Visualisierung eines fiktiven Gebäudes auf dem FH-Campus© J. Heutmann/ C. Kebbel
Module so weit das Auge reicht: Eine Photovoltaik-Anlage auf einem fiktiven Neubau an der FH Kiel (Symboldarstellung) mit der 60S an ihrer Endhaltestelle Schwentinestraße. Grafik: Heutmann/ Kebbel

Ökostrom aus Kiel für die E-Busse der Stadt?

von Prof. Dr.-Ing. Kay Rethmeier

Lang ist’s her, dass das Musical „Hair“ mit dem Ohrwurm „Aquarius: Let the Sunshine In“ ein Millionenpublikum begeisterte. Der Titel könnte heute aber passender nicht sein, wenn man auf die Begeisterung blickt, die die Master-Studenten Justus Heutmann und Christoph Kebbel an den Tag legen, wenn es um den Klimaschutz geht. Die beiden E-Techniker fragten sich nämlich, ob die neuen Elektrobusse der Kieler Verkehrsbetriebe (KVG) eigentlich mit „grünem“ Strom angetrieben beziehungsweise aufgeladen werden. Hier kommt „Aquarius“, der Wassermann, ins Spiel, denn die KVG verwendet tatsächlich zertifizierten Ökostrom aus Wasserkraft. Kiel und Wasserkraft? Zwar war das Wasserkraftwerk an der Schwentine um 1904 eines der ersten stromproduzierenden Kraftwerke im Großraum Kiel, doch hat es aus heutiger Sicht nur noch Museumscharakter. Mit anderen Worten: Der für die Kieler Busse benutzte Ökostrom wird in weiter entfernt gelegenen Wasserkraftwerken produziert, z.B. in Werken in Bayern, Österreich oder Skandinavien. Damit fallen zwangsläufig Transportverluste an, die dem Öko-Gedanken entgegenstehen. Wie wäre es also, wenn wir in Kiel den Ökostrom für die E-Busse wirklich lokal, am besten sogar auf dem Gelände der Fachhochschule, produzieren könnten? Hier kommt der „Sunshine“ ins Spiel, die Sonne, die in Kiel zwar nicht so ergiebig scheint wie im Süden, aber trotzdem ausreicht, um E-Busse an ihren Endhaltestellen aufzuladen.

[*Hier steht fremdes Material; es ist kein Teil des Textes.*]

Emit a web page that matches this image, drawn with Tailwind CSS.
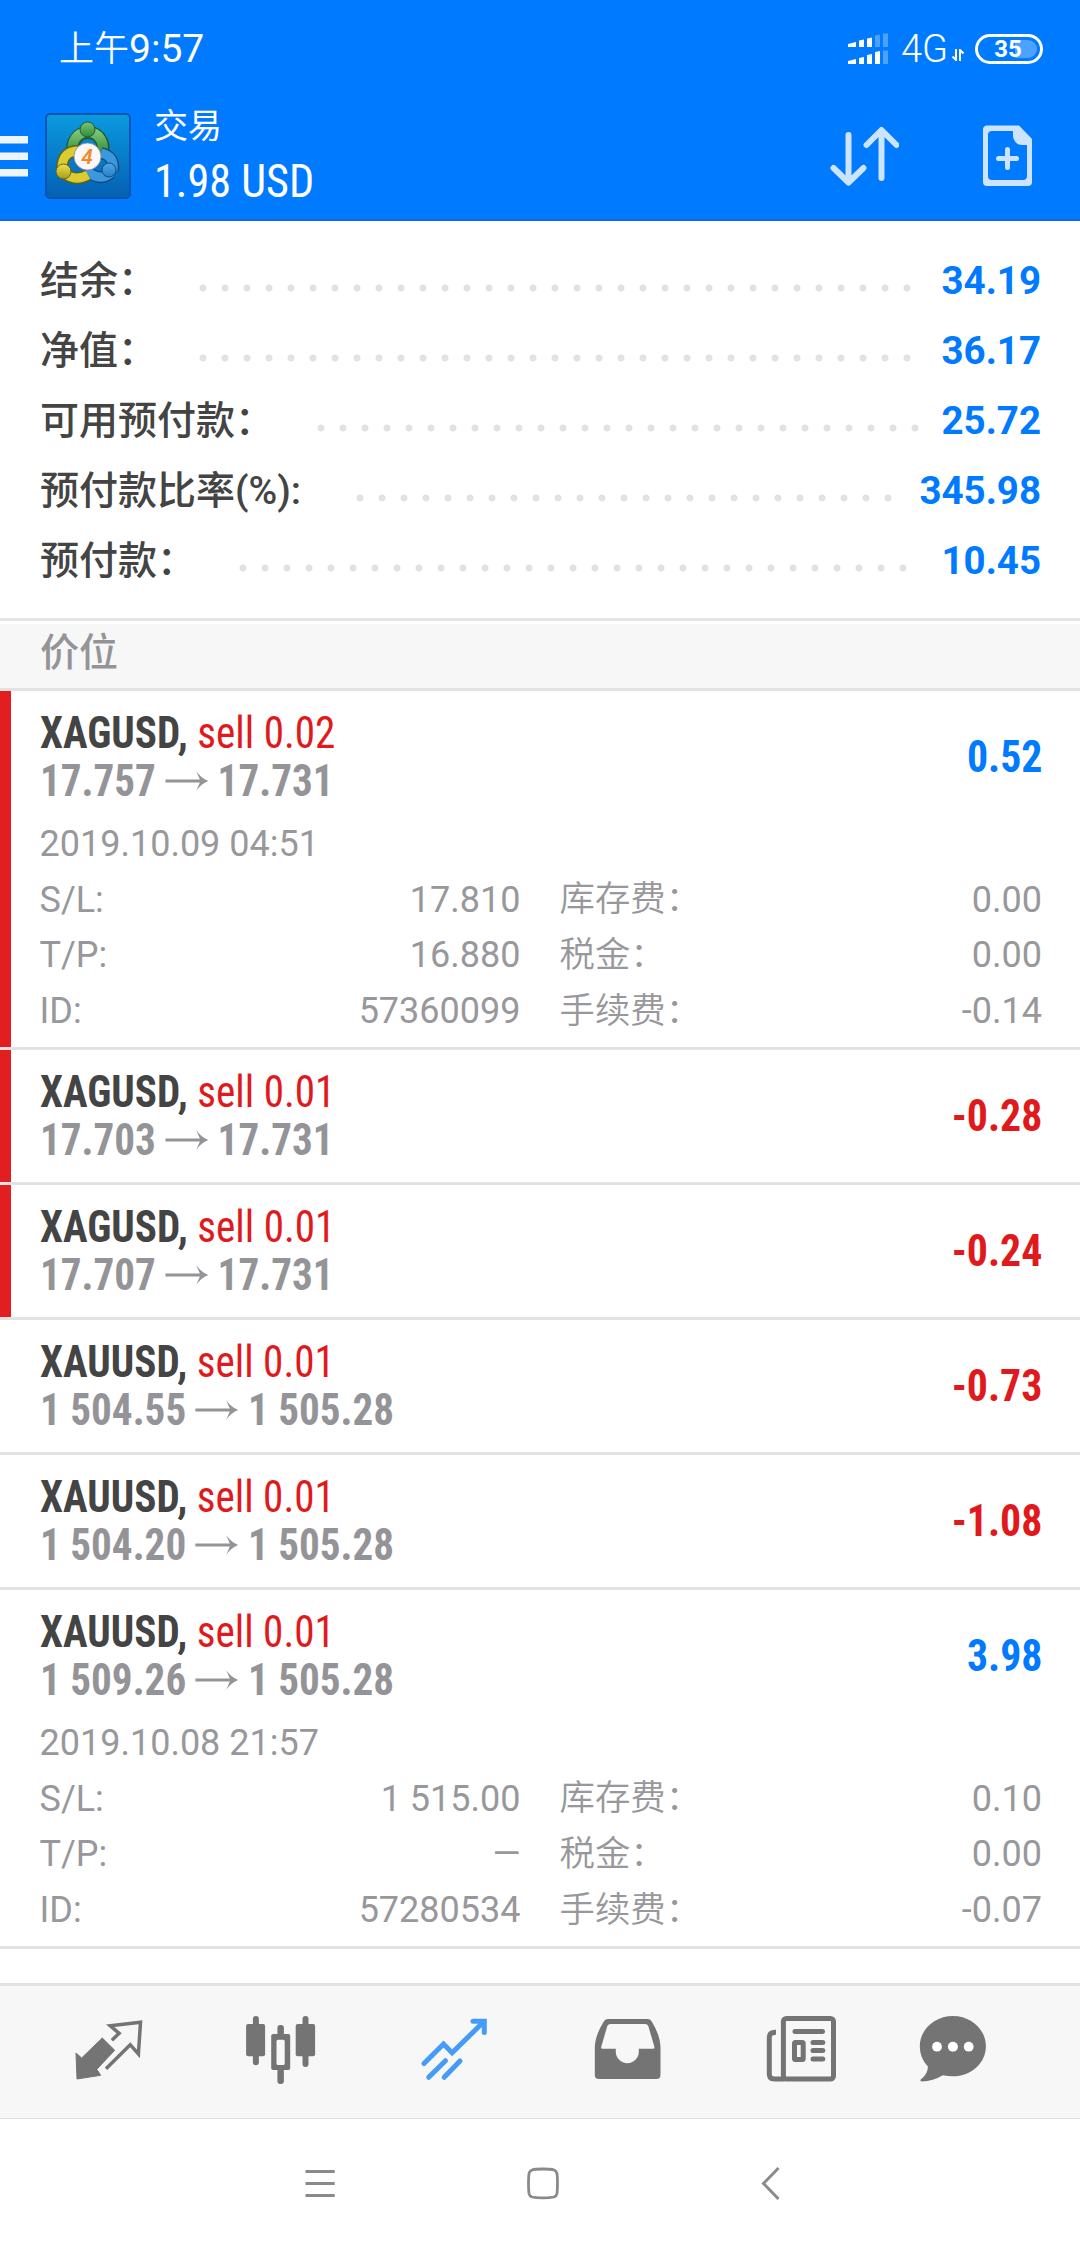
<!DOCTYPE html>
<html lang="zh-CN">
<head>
  <meta charset="utf-8"/>
  <meta content="width=device-width, initial-scale=1.0" name="viewport"/>
  <title>交易</title>
  <script src="https://cdn.jsdelivr.net/npm/@tailwindcss/browser@4"></script>
  <style>
    body {
      font-family: Roboto, 'Noto Sans CJK SC', sans-serif;
    }
    .condensed {
      font-family: 'Roboto Condensed', Roboto, sans-serif;
      font-stretch: 75%;
    }
  </style>
</head>
<body class="bg-white w-[1080px] h-[2248px] overflow-hidden flex flex-col">

  <!-- Header -->
  <header class="bg-[#007aff] text-white h-[221px] border-b-2 border-[#1768d8] shrink-0">
    <div class="flex items-center justify-between h-[98px] pl-[59px] pr-[37px]">
      <div class="flex items-center leading-none"><span class="text-[35px] font-[350]">上午</span><span class="text-[39px] font-normal">9:57</span></div>
      <div class="flex items-center">
        <svg class="w-10 h-8" viewBox="0 0 40 32" fill="#fff">
          <path d="M0 11l8-2v5H0zM11 7.500l5-1v7.500h-5zM19 5.500l5-1v9.500h-5zM0 28l8-2v5H0zM11 25l5-1v7h-5zM19 22l5-1v10h-5zM27 19l5-1v13h-5z"/>
          <path opacity=".3" d="M27 2.500l5-1v12.500h-5zM35 .500h5v13.500h-5zM35 17.500h5v13.500h-5z"/>
        </svg>
        <span class="text-[38px] leading-none ml-[13px] font-[350]">4G</span>
        <svg class="w-3 h-3 ml-1 mt-3" viewBox="0 0 12 12" fill="none" stroke="#fff" stroke-width="2"><path d="M4 0v11L.500 7.500M8 12V1l3.500 3.500"/></svg>
        <div class="relative ml-[11px] w-[68px] h-[30px] rounded-full border-[3px] border-white flex items-center justify-center">
          <div class="absolute right-[3px] top-[3px] w-[22px] h-[18px] bg-white/30 rounded-r-full"></div>
          <span class="relative text-[24px] leading-none font-bold -ml-[2px]">35</span>
        </div>
      </div>
    </div>
    <div class="flex items-center h-[115px]">
      <svg class="w-7 h-[42px]" viewBox="0 0 28 42" fill="#eef5ff"><path d="M0 1h28v7.500H0zM0 17.500h28v7.500H0zM0 34h28v7.500H0z"/></svg>
      <svg class="w-[86px] h-[86px] ml-[17px]" viewBox="0 0 86 86">
        <defs>
          <linearGradient id="bg" x1="0" y1="0" x2="0" y2="1"><stop offset="0" stop-color="#0a9ade"/><stop offset="1" stop-color="#0560b4"/></linearGradient>
          <linearGradient id="green" x1="0" y1="0" x2="0" y2="1"><stop offset="0" stop-color="#7cc576"/><stop offset="1" stop-color="#2c8a35"/></linearGradient>
          <linearGradient id="yellow" x1="0" y1="0" x2="0" y2="1"><stop offset="0" stop-color="#f0e04a"/><stop offset="1" stop-color="#a89a1c"/></linearGradient>
          <linearGradient id="blue" x1="0" y1="0" x2="0" y2="1"><stop offset="0" stop-color="#4fa8e4"/><stop offset="1" stop-color="#2a7fc8"/></linearGradient>
        </defs>
        <rect x="1" y="1" width="84" height="84" rx="4" fill="url(#bg)" stroke="#0a55b0" stroke-width="2"/>
        <path d="M29 40A15 15 0 1 1 56 42" fill="none" stroke="#1d5a35" stroke-width="13"/>
        <path d="M29 40A15 15 0 1 1 56 41" fill="none" stroke="url(#green)" stroke-width="10"/>
        <path d="M56 40Q70 43 68 58M66 60Q54 70 40 56" fill="none" stroke="#12497e" stroke-width="12"/>
        <path d="M56 40Q70 43 68 58M66 60Q54 70 40 56" fill="none" stroke="#3c98dc" stroke-width="9"/>
        <path d="M35 38Q17 37 17 56M19 60Q30 69 43 62" fill="none" stroke="#5c6414" stroke-width="12"/>
        <path d="M35 38Q17 37 17 56M19 60Q30 69 43 62" fill="none" stroke="#dccb34" stroke-width="9"/>
        <circle cx="42.500" cy="16.500" r="7.500" fill="url(#green)" stroke="#1d5a35"/>
        <circle cx="18.500" cy="58.500" r="7.500" fill="url(#yellow)" stroke="#5c6414"/>
        <circle cx="64" cy="57" r="7" fill="url(#blue)" stroke="#12497e"/>
        <circle cx="42.500" cy="43.500" r="13.500" fill="#fbf7f8" stroke="#8c8a9a" stroke-width=".8"/>
        <text x="42" y="51" text-anchor="middle" font-family="Roboto" font-size="21" font-weight="600" font-style="italic" fill="#f08a2c">4</text>
      </svg>
      <div class="ml-[23px] flex flex-col">
        <span class="text-[34px] leading-[50px]">交易</span>
        <span class="condensed text-[47px] leading-[60px] whitespace-nowrap origin-left scale-x-[0.94]">1.98 USD</span>
      </div>
      <svg class="ml-auto w-[70px] h-[62px]" viewBox="0 0 70 62" fill="none" stroke="#cce4ff" stroke-width="6" stroke-linecap="round" stroke-linejoin="round">
        <path d="M19.500 10v47M4.500 43l15 14.500 15-14.500M52.500 53V6M37.500 20l15-15 15 15"/>
      </svg>
      <svg class="ml-[83px] mr-[47px] w-[51px] h-[62px]" viewBox="0 0 51 62">
        <path fill="#cce4ff" fill-rule="evenodd" d="M5 .500h32L50 14v43a4 4 0 0 1-4 4H5a4 4 0 0 1-4-4V5A4 4 0 0 1 5 .500zM10 6a4 4 0 0 0-4 4v41a4 4 0 0 0 4 4h31a4 4 0 0 0 4-4V20h-5a9 9 0 0 1-9-9V6z"/>
        <path d="M25.500 24.500v18M16.500 33.500h18" stroke="#cce4ff" stroke-width="5" stroke-linecap="round"/>
      </svg>
    </div>
  </header>

  <!-- Account summary -->
  <section id="summary" class="h-[400px] pt-[25px] border-b-[3px] border-[#e5e5e5] shrink-0"></section>

  <div class="mt-[3px] h-[67px] bg-[#f7f7f7] border-b-[3px] border-[#e2e2e2] pl-10 text-[39px] leading-[58px] font-medium text-[#949498] shrink-0">价位</div>

  <!-- Open positions -->
  <main id="positions" class="h-[1292px] shrink-0"></main>

  <!-- Tabs -->
  <nav class="h-[136px] bg-[#f7f7f7] border-t-[3px] border-b border-t-[#e2e2e2] border-b-[#dedede] flex items-center pl-[21px] shrink-0 text-[#747474]">
    <div class="w-[173.5px] flex justify-center">
      <svg class="w-20 h-20" viewBox="68 42 80 80">
        <path d="M76 83l5.600 5 20.700-20 12.400 12.300-17.900 19 3.800 6L77 109z" fill="currentColor" stroke="currentColor" stroke-linejoin="round"/>
        <path d="M111.900 70.300l7.200-7-8.900-7.600 30.300-3.400-2.100 31.700-8.200-9.300-24.200 24" fill="none" stroke="currentColor" stroke-width="3.500"/>
      </svg>
    </div>
    <div class="w-[173.5px] flex justify-center">
      <svg class="w-20 h-20" viewBox="241.500 42 80 80" fill="currentColor">
        <rect x="246.600" y="54" width="19" height="32.300" rx="2"/><rect x="253.400" y="46" width="6" height="49.300" rx="3"/>
        <rect x="296.200" y="54" width="19.400" height="32.300" rx="2"/><rect x="303" y="46" width="6" height="51" rx="3"/>
        <rect x="277.900" y="55" width="6.500" height="12" rx="3"/><rect x="277.900" y="98" width="6.500" height="16" rx="3"/>
        <path fill-rule="evenodd" d="M273.700 64h15a2 2 0 0 1 2 2v32a2 2 0 0 1-2 2h-15a2 2 0 0 1-2-2V66a2 2 0 0 1 2-2zM278.500 69.700a1.500 1.500 0 0 0-1.500 1.500v22.300a1.500 1.500 0 0 0 1.500 1.500h5.200a1.500 1.500 0 0 0 1.500-1.500V71.200a1.500 1.500 0 0 0-1.500-1.500z"/>
      </svg>
    </div>
    <div class="w-[173.5px] flex justify-center text-[#449bf8]">
      <svg class="w-20 h-20" viewBox="415 42 80 80" fill="none" stroke="currentColor" stroke-width="5" stroke-linecap="round">
        <path d="M424 93.500L443.500 74l8.600 8.700L483.500 52"/>
        <path d="M473 51.300h11.300v11.200"/>
        <path d="M445.500 90.700l-16.800 16.600M460 91l-15.800 16.300"/>
      </svg>
    </div>
    <div class="w-[173.5px] flex justify-center">
      <svg class="w-20 h-20" viewBox="588 42 80 80">
        <path fill="currentColor" fill-rule="evenodd" d="M608 49h39.500q3 0 4.500 3 8.500 14 8.500 26v27a4 4 0 0 1-4 4h-57.700a4 4 0 0 1-4-4V78q0-12 8.700-26 1.500-3 4.500-3zM610.500 54q-2.300 0-3.200 2L601.300 76.500q-.500 2.200 1.200 2.200h13.300v3a11.500 11.500 0 0 0 23 0v-3h14.300q1.700 0 1.200-2.200L648.300 56q-.900-2-3.200-2z"/>
      </svg>
    </div>
    <div class="w-[173.5px] flex justify-center">
      <svg class="w-20 h-20" viewBox="761.500 42 80 80" fill="none" stroke="currentColor" stroke-width="5">
        <rect x="782.900" y="48.500" width="50.100" height="60.500" rx="3"/>
        <path d="M775.500 62.300q-6.700 0-6.700 5v36.700q0 5 5 5h10"/>
        <path d="M794.500 61.500h27.500M812.500 72.500h9.800M812.500 80.500h9.800M812.500 89h9.800" stroke-linecap="round"/>
        <rect x="794" y="72.500" width="8.700" height="17" rx="1"/>
      </svg>
    </div>
    <div class="w-[126px] flex justify-center">
      <svg class="w-20 h-20" viewBox="912 42 80 80" fill="currentColor">
        <path d="M952.900 46c18.300 0 33 13.500 33 30.200s-14.700 30.100-33 30.100q-5 0-10-1-10 6-21 6.200-3.200-.800 0-3 6-5 6-12-8.100-8.300-8.100-20.300c0-16.700 14.800-30.200 33.100-30.200z"/>
        <g fill="#fff"><circle cx="937" cy="76.700" r="4.900"/><circle cx="952.900" cy="76.700" r="5"/><circle cx="968.700" cy="76.700" r="4.900"/></g>
      </svg>
    </div>
  </nav>

  <!-- System navigation -->
  <div class="flex-1 flex items-center pl-[300px] text-[#8a8a8a]">
    <svg class="w-10 h-10" viewBox="0 0 40 40" stroke="currentColor" stroke-width="3"><path d="M5.500 7.500h29.200M5.500 19.500h29.200M5.500 31.500h29.200"/></svg>
    <svg class="w-10 h-10 ml-[183px]" viewBox="0 0 40 40" fill="none" stroke="currentColor" stroke-width="2.800"><path d="M20 5q8 0 11 1 2.500 1 3 3.500.500 4 .500 10t-.500 10q-.500 2.500-3 3.500-3 .800-11 .800t-11-.800q-2.500-1-3-3.500-.500-4-.500-10t.500-10Q6.500 7 9 6q3-1 11-1z"/></svg>
    <svg class="w-10 h-10 ml-[187px]" viewBox="0 0 40 40" fill="none" stroke="currentColor" stroke-width="3"><path d="M28.500 4L13.500 19.500 28.500 35"/></svg>
  </div>

  <script>
    // dots: [label column width, leader width]
    const summary = [
      { label: '结余：', value: '34.19', dots: [152, 726] },
      { label: '净值：', value: '36.17', dots: [152, 726] },
      { label: '可用预付款：', value: '25.72', dots: [269.5, 616] },
      { label: '预付款比率(%):', value: '345.98', dots: [308.5, 550] },
      { label: '预付款：', value: '10.45', dots: [191.5, 682] },
    ];

    const positions = [
      { symbol: 'XAGUSD', lots: '0.02', from: '17.757', to: '17.731', profit: '0.52', marked: true,
        open: '2019.10.09 04:51', sl: '17.810', tp: '16.880', id: '57360099', swap: '0.00', tax: '0.00', fee: '-0.14' },
      { symbol: 'XAGUSD', lots: '0.01', from: '17.703', to: '17.731', profit: '-0.28', marked: true },
      { symbol: 'XAGUSD', lots: '0.01', from: '17.707', to: '17.731', profit: '-0.24', marked: true },
      { symbol: 'XAUUSD', lots: '0.01', from: '1 504.55', to: '1 505.28', profit: '-0.73' },
      { symbol: 'XAUUSD', lots: '0.01', from: '1 504.20', to: '1 505.28', profit: '-1.08' },
      { symbol: 'XAUUSD', lots: '0.01', from: '1 509.26', to: '1 505.28', profit: '3.98',
        open: '2019.10.08 21:57', sl: '1 515.00', tp: '—', id: '57280534', swap: '0.10', tax: '0.00', fee: '-0.07' },
    ];

    document.getElementById('summary').innerHTML = summary.map(row => `
      <div class="flex items-center h-[70px] pl-10 pr-[39px] text-[39px] font-medium">
        <span class="shrink-0 whitespace-nowrap text-[#444444]" style="width:${row.dots[0]}px">${row.label}</span>
        <span class="shrink-0 h-[22px] mt-[13px] bg-[radial-gradient(circle,#e2e2e2_3px,transparent_4px)] bg-[length:22px_22px]" style="width:${row.dots[1]}px"></span>
        <span class="ml-auto text-[38.5px] font-bold text-[#007aff]">${row.value}</span>
      </div>
    `).join('');

    const detail = (left, leftValue, right, rightValue) => `
      <div class="flex h-[55.6px] items-center">
        <span class="w-[200px]">${left}</span>
        <span class="w-[281px] text-right">${leftValue}</span>
        <span class="ml-[39px] text-[35.4px] font-[350]">${right}</span>
        <span class="ml-auto">${rightValue}</span>
      </div>
    `;

    document.getElementById('positions').innerHTML = positions.map(p => `
      <div class="border-b-[3px] border-[#e2e2e2] flex ${p.open ? 'h-[359px]' : 'h-[135px]'}">
        <div class="w-[11px] shrink-0 ${p.marked ? 'bg-[#e31e20]' : ''}"></div>
        <div class="flex-1 pl-[28.5px] pr-[38px]">
          <div class="flex items-center justify-between h-[132px]">
            <div class="condensed text-[44px] leading-[48px] whitespace-nowrap origin-left scale-x-[0.935]">
              <div class="text-[#e01a1c]"><b class="text-[#444444]">${p.symbol},</b> sell ${p.lots}</div>
              <div class="flex items-center font-bold text-[#949498]">
                ${p.from}
                <svg class="w-[46px] h-5 mx-[10px]" viewBox="0 0 46 20" fill="currentColor"><path d="M0 8.500h37L33 0q5 7 13 10-8 3-13 10l4-8.500H0z"/></svg>
                ${p.to}
              </div>
            </div>
            <div class="condensed text-[44px] font-bold origin-right scale-x-[0.95] ${p.profit.startsWith('-') ? 'text-[#e01a1c]' : 'text-[#007aff]'}">${p.profit}</div>
          </div>
          ${p.open ? `
          <div class="text-[36px] font-normal text-[#98989c] -mt-[6.500px]">
            <div class="flex h-[55.6px] items-center">${p.open}</div>
            ${detail('S/L:', p.sl, '库存费：', p.swap)}
            ${detail('T/P:', p.tp, '税金：', p.tax)}
            ${detail('ID:', p.id, '手续费：', p.fee)}
          </div>` : ''}
        </div>
      </div>
    `).join('');
  </script>
</body>
</html>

Visualisierung eines fiktiven Gebäudes auf dem FH-Campus©J. Heutmann/ C. Kebbel
Module so weit das Auge reicht: Eine Photovoltaik-Anlage auf einem fiktiven Neubau an der FH Kiel (Symboldarstellung) mit der 60S an ihrer Endhaltestelle Schwentinestraße. Grafik: Heutmann/ Kebbel

In ihrer Master-Projektarbeit „Lokale Versorgung einer elektrifizierten Buslinie durch eine Photovoltaikanlage auf einem Neubau der Fachhochschule Kiel“ stellten sich die beiden Energietechniker die Frage, mit wie vielen Solarmodulen, Zwischenspeichern und vor allem mit welchem Finanzierungskonzept die FH-Schnellbuslinie 60S an ihrer Endhaltestelle in der Schwentinestraße ökologisch und zugleich lokal aufgeladen werden kann. Dazu haben Justus Heutmann und Christoph Kebbel einfach die Dachfläche des geplanten Neubaus für die Studiengänge Bauingenieurwesen und Architektur mit PV-Modulen ausgestattet (s. Abbildung). Natürlich unter Berücksichtigung aller notwendigen Normen und technischen Regeln. Wie groß darf die maximale Dachbelastung sein, wie windanfällig wären die großflächigen Solarmodule, und welche Dachflächen müssen für andere technischen Einrichtungen wie Fahrstuhl, Klimaanlage oder Blitzschutz freigehalten werden? Und letztlich: Von welchen Investitionskosten muss man ausgehen, und wann rechnet sich das Ganze für den Betreiber?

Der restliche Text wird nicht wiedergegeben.